Spoilers ahead for the Feb. 1 episode of Grey's Anatomy. Shonda Rhimes' medical show teased one heck of a cliffhanger in its last episode — Miranda Bailey. At another hospital. Having a heart attack. Say what? Would this show really kill off one of its major and original characters? Luckily, Miranda Bailey didn't die on Grey's Anatomy, but her heart attack was serious and life threatening. To boot, it highlighted a very important feminist issue — that of women not being taken seriously when they have medical issues.
According to the American Heart Association, heart attack symptoms for women are not the same as heart attack symptoms for men, so, when a woman is having one, she commonly thinks its something else. Female heart attack symptoms include pressure in the chest, nausea, a sweaty feeling, and shortness of breath, and these feelings, especially if isolated, are pretty vague. They could also mean a flu or a cold or something. Miranda knew well enough to get herself checked out, but when she went to her local hospital, they dismissed her as a hysterical woman. Worse, they dismissed her as a hysterical woman doctor who has a history of mental illness (Miranda has experienced symptoms of obsessive compulsive disorder in the past) and stress in her life. SMH, doctors. The cardio chief of the hospital even got a psychiatric consult for Miranda when Miranda insisted on a second opinion.

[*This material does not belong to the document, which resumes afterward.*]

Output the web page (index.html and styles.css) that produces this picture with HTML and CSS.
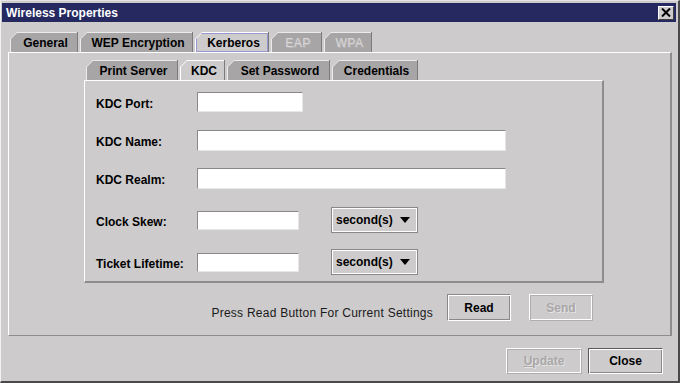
FILE: index.html
```html
<!DOCTYPE html>
<html lang="en">
<head>
    <meta charset="UTF-8">
    <title>Wireless Properties</title>
    <link rel="stylesheet" href="styles.css">
</head>
<body>
    <div class="window">
        <div class="titlebar">
            <span class="title">Wireless Properties</span>
            <span class="close-box">
                <svg width="10" height="9" viewBox="0 0 10 9">
                    <path d="M1 0.5 L9 8.5 M9 0.5 L1 8.5" stroke="#000" stroke-width="2"/>
                </svg>
            </span>
        </div>

        <div class="tabs outer-tabs">
            <div class="tab w-general"><div class="tab-face">General</div></div>
            <div class="tab w-wep"><div class="tab-face">WEP Encryption</div></div>
            <div class="tab tab-selected w-kerberos"><div class="tab-face focused">Kerberos</div></div>
            <div class="tab w-eap"><div class="tab-face disabled">EAP</div></div>
            <div class="tab w-wpa"><div class="tab-face disabled">WPA</div></div>
        </div>

        <div class="outer-panel">
            <div class="tabs inner-tabs">
                <div class="tab w-print"><div class="tab-face">Print Server</div></div>
                <div class="tab tab-selected w-kdc"><div class="tab-face">KDC</div></div>
                <div class="tab w-setpw"><div class="tab-face">Set Password</div></div>
                <div class="tab w-cred"><div class="tab-face">Credentials</div></div>
            </div>

            <div class="inner-panel">
                <div class="field-row">
                    <label class="field-label">KDC Port:</label>
                    <div class="text-box box-port"></div>
                </div>
                <div class="field-row">
                    <label class="field-label">KDC Name:</label>
                    <div class="text-box box-long"></div>
                </div>
                <div class="field-row">
                    <label class="field-label">KDC Realm:</label>
                    <div class="text-box box-long"></div>
                </div>
                <div class="field-row spaced">
                    <label class="field-label">Clock Skew:</label>
                    <div class="text-box box-short"></div>
                    <div class="combo">second(s) <span class="arrow"></span></div>
                </div>
                <div class="field-row spaced">
                    <label class="field-label">Ticket Lifetime:</label>
                    <div class="text-box box-short"></div>
                    <div class="combo">second(s) <span class="arrow"></span></div>
                </div>
            </div>

            <div class="read-row">
                <span class="hint">Press Read Button For Current Settings</span>
                <button class="btn btn-read">Read</button>
                <button class="btn btn-send" disabled>Send</button>
            </div>
        </div>

        <div class="dialog-buttons">
            <button class="btn btn-update" disabled><u>U</u>pdate</button>
            <button class="btn btn-close">Close</button>
        </div>
    </div>
</body>
</html>
```

FILE: styles.css
```css
body {
    margin: 0;
    font-family: "Liberation Sans", Arial, sans-serif;
    font-size: 12px;
    background-color: #cdcbcc;
}

.window {
    width: 680px;
    height: 383px;
    box-sizing: border-box;
    background-color: #cdcbcc;
    border-top: 1px solid #e4e4e4;
    border-left: 1px solid #f2f2f2;
    border-right: 2px solid #4a4a4a;
    border-bottom: 2px solid #4a4a4a;
    padding: 2px 2px 0 1px;
    display: flex;
    flex-direction: column;
}

.titlebar {
    height: 19px;
    background-color: #25295f;
    display: flex;
    align-items: center;
    justify-content: space-between;
    padding: 0 2px 0 4px;
}

.title {
    color: #ffffff;
    font-weight: bold;
    font-size: 12px;
}

.close-box {
    width: 16px;
    height: 14px;
    box-sizing: border-box;
    background-color: #cdcbcc;
    border: 1px solid;
    border-color: #ffffff #404040 #404040 #ffffff;
    display: flex;
    align-items: center;
    justify-content: center;
}

/* tabs */
.tabs {
    display: flex;
    gap: 2px;
    height: 20px;
}

.outer-tabs {
    margin: 10px 0 0 8px;
}

.tab {
    height: 20px;
    box-sizing: border-box;
    padding: 1px 1px 0 1px;
    background: linear-gradient(to left, #7c7a7b 1px, #ebebeb 1px);
    clip-path: polygon(0 7px, 7px 0, 100% 0, 100% 100%, 0 100%);
}

.tab-face {
    height: 100%;
    box-sizing: border-box;
    background-color: #a7a5a6;
    clip-path: polygon(0 6px, 6px 0, 100% 0, 100% 100%, 0 100%);
    display: flex;
    align-items: center;
    justify-content: center;
    font-weight: bold;
    color: #000000;
    padding-left: 3px;
}

.tab-selected .tab-face {
    background-color: #cdcbcc;
}

.tab-selected {
    background: linear-gradient(to left, #7c7a7b 1px, #ffffff 1px);
}

.focused {
    box-shadow: inset 0 0 0 1px #9898d0;
}

.disabled {
    color: #d9d7d8;
    text-shadow: 1px 1px 0 #b9b7b8;
    font-weight: normal;
    letter-spacing: 0.5px;
}

.w-general { width: 68px; }
.w-wep { width: 113px; }
.w-kerberos { width: 74px; }
.w-eap { width: 51px; }
.w-wpa { width: 48px; }

.w-print { width: 92px; }
.w-kdc { width: 45px; }
.w-setpw { width: 103px; }
.w-cred { width: 86px; }

/* panels */
.outer-panel {
    margin: 0 4px 0 6px;
    height: 284px;
    box-sizing: border-box;
    border-top: 1px solid #ffffff;
    border-left: 1px solid #ffffff;
    border-right: 2px solid #8e8c8d;
    border-bottom: 1px solid #8e8c8d;
    padding-top: 7px;
}

.inner-tabs {
    margin-left: 77px;
}

.inner-panel {
    margin-left: 75px;
    width: 520px;
    height: 203px;
    box-sizing: border-box;
    border-top: 1px solid #ffffff;
    border-left: 1px solid #ffffff;
    border-right: 2px solid #8e8c8d;
    border-bottom: 2px solid #8e8c8d;
    padding: 8px 0 0 11px;
    display: flex;
    flex-direction: column;
    gap: 12px;
}

.field-row {
    height: 26px;
    display: flex;
    align-items: center;
}

.field-row.spaced {
    margin-top: 4px;
}

.field-label {
    width: 101px;
    font-weight: bold;
    padding-top: 4px;
}

.text-box {
    height: 20px;
    box-sizing: border-box;
    background-color: #ffffff;
    border: 1px solid;
    border-color: #8a8889 #e6e6e6 #e6e6e6 #8a8889;
}

.box-port { width: 106px; }
.box-long { width: 309px; height: 21px; }
.box-short { width: 102px; height: 19px; }

.combo {
    margin-left: 32px;
    width: 87px;
    height: 26px;
    box-sizing: border-box;
    border: 1px solid #8a8889;
    box-shadow: inset 1px 1px 0 #ffffff, inset -1px -1px 0 #ffffff;
    display: flex;
    align-items: center;
    padding-left: 4px;
    font-weight: bold;
}

.arrow {
    margin-left: 7px;
    width: 0;
    height: 0;
    border-left: 5px solid transparent;
    border-right: 5px solid transparent;
    border-top: 6px solid #000000;
}

/* buttons */
.read-row {
    margin: 11px 0 0 75px;
    width: 520px;
    box-sizing: border-box;
    padding-right: 11px;
    display: flex;
    justify-content: flex-end;
    align-items: flex-start;
}

.hint {
    margin: 12px 14px 0 0;
    color: #1a1a1a;
    letter-spacing: 0.25px;
}

.btn {
    width: 64px;
    height: 27px;
    padding: 0;
    font-family: "Liberation Sans", Arial, sans-serif;
    font-size: 12px;
    font-weight: bold;
    color: #000000;
    background-color: #cdcbcc;
    border: 1px solid;
    border-color: #8a8889 #ffffff #ffffff #8a8889;
    box-shadow: inset 1px 1px 0 #ffffff, inset -1px -1px 0 #8a8889;
}

.btn:disabled {
    color: #a9a7a8;
    text-shadow: 1px 1px 0 #e4e4e4;
    border-color: #ffffff #b0aeaf #b0aeaf #ffffff;
    box-shadow: inset 1px 1px 0 #b0aeaf, inset -1px -1px 0 #ffffff;
}

.btn-send {
    margin-left: 18px;
}

.dialog-buttons {
    margin: 12px 13px 0 0;
    display: flex;
    justify-content: flex-end;
    gap: 6px;
}

.btn-update {
    width: 76px;
    height: 26px;
}

.btn-close {
    width: 75px;
    height: 26px;
    border-color: #5a5859 #ffffff #ffffff #5a5859;
}
```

That's when Miranda got fed up, and dropped some major stats on the psych doctor. Most women who die of coronary artery disease — 64 percent — don't have previous symptoms, according to the Centers for Disease Control and Prevention. And as ProPublica points out, black women are more likely than white women — 22 percent more likely, in fact — to die from heart disease, according to CDC data. And, in the time that these doctors sat there and refused to take Miranda's assertions seriously, Miranda's condition worsened, and she had to call in the big guns — Maggie and Webber — to get herself treated. Miranda survived, but for many women, that extra time spent trying to convince a doctor that they're sick can be deadly. In an interview with Entertainment Weekly, Chandra Wilson, who plays Miranda, said she really wanted the episode to drive that point home.
“What we really wanted to talk about in this episode, especially for women, is heart disease, how it manifests, how much of a killer of women it is, and how to be taken seriously when you walk into an emergency room situation so that you can be properly diagnosed and properly treated."
Prior to the episode resolving that Bailey would be OK, fans worried that she would be the next longtime star to depart the show. “Is Bailey leaving?" Wilson repeated in her EW interview. "I think this is the right thing to say: Bailey’s been stressed and needs to take care of herself.” And it's true. To put it in the nicest way possible, Miranda is a workaholic. She's been that way since the beginning. This episode was the first time that viewers had gotten any real look into Miranda's backstory, and now it's easy to see why she engulfs herself so completely in her work.
Miranda was raised by a very overprotective mother who barely wanted her to leave the house. That's how Miranda lived her whole life, but she eventually found out that her mother was so protective because Miranda had an older sister who died of SIDS when she was two months old. Simply put, Miranda's mother was scared of losing another child. This is understandable, but it was hard on Miranda. When she finally left for college and medical school, she worked hard to forget her mother's voice saying that the world is an unpredictable and dangerous place.
But, Miranda also knows that bad things happen (she works at Grey Sloan Mercy Death after all), and, by the end of the episode, she's reminded that she has to live. And, she has to assert herself in order to do that. Just like she did when she fought for her right to treatment, she needs to remember that there are things outside of work, too. It seems like she acknowledged that by the end of the episode — calling her mother for the first time in a long time.
This heart attack, now that she's escaped the danger, is a whole new lease on life for Miranda. But, most importantly, it was a fictional example of a real world issue that of women's pain getting ignored. Hopefully this episode encouraged its female viewers to pull a Miranda and advocate for themselves when no one else will.